Gelatin and zinc ion-cooperated triple crosslinked hydrogels with high mechanical properties and ultrasensitivity for multimodal sensing and handwriting recognition

With the rapid development of flexible electronics technology, high-performance flexible sensors have shown great potential in wearable devices and human-computer interaction fields. In this study, a hydrogel (PMAGZ) reinforced by gelatin and Zn 2+ was prepared using a one-pot method, which formed a triple-bonded cross-linked network structure through covalent, hydrogen, and ligand bonds to exhibit excellent mechanical properties and sensing characteristics, and can be applied to multimodal sensors and handwriting recognition. The introduction of gelatin and Zn 2+ strengthens the cross-linked structure inside the hydrogel, which can effectively improve the tensile strength, strain, and toughness of the hydrogel. Additionally, the addition of ethylene glycol and lithium chloride endowed the hydrogel with good frost resistance and electrical conductivity.

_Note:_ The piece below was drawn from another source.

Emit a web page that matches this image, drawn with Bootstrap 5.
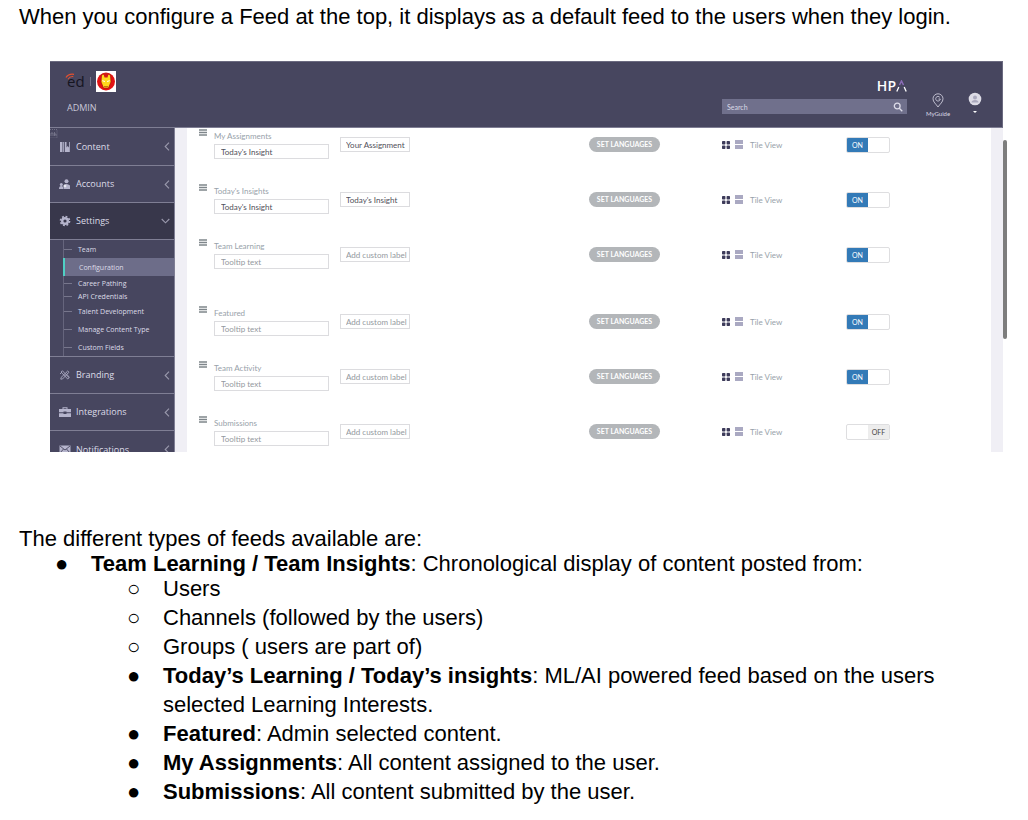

The PMAGZ hydrogel sensor has a fast response time, high sensitivity, wide sensing range, and excellent fatigue resistance, and is capable of accurately monitoring human movements and handwriting information. Combined with machine learning algorithms (ML), the sensor can effectively recognize different handwritten letters with an accuracy of 99.8 %. This study provides a new approach for developing high-performance, multifunctional flexible sensors, which have broad application prospects in flexible wearable devices and human-computer interaction fields.